Is Tokenization Needed for Masked Particle Modelling?
This work incrementally improves foundation models for high-energy physics jets, benefiting researchers in particle physics with better classification, vertex finding, and track identification.
The paper tackles inefficiencies in masked particle modeling (MPM) for self-supervised learning on unordered sets in high-energy physics, achieving significant performance improvements by introducing new reconstruction methods without tokenization or discretization that outperform the original MPM on jet physics tasks.

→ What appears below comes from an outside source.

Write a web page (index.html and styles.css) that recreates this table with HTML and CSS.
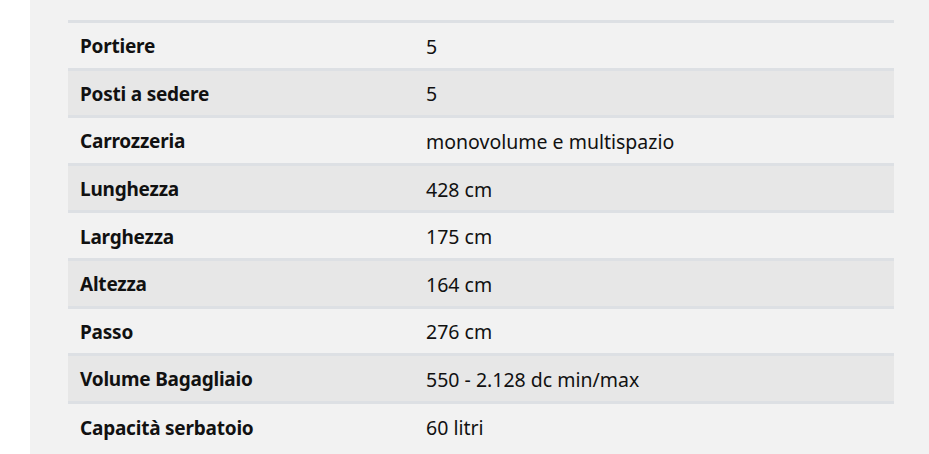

In this work, we significantly enhance masked particle modeling (MPM), a self-supervised learning scheme for constructing highly expressive representations of unordered sets relevant to developing foundation models for high-energy physics. In MPM, a model is trained to recover the missing elements of a set, a learning objective that requires no labels and can be applied directly to experimental data. We achieve significant performance improvements over previous work on MPM by addressing inefficiencies in the implementation and incorporating a more powerful decoder. We compare several pre-training tasks and introduce new reconstruction methods that utilize conditional generative models without data tokenization or discretization. We show that these new methods outperform the tokenized learning objective from the original MPM on a new test bed for foundation models for jets, which includes using a wide variety of downstream tasks relevant to jet physics, such as classification, secondary vertex finding, and track identification.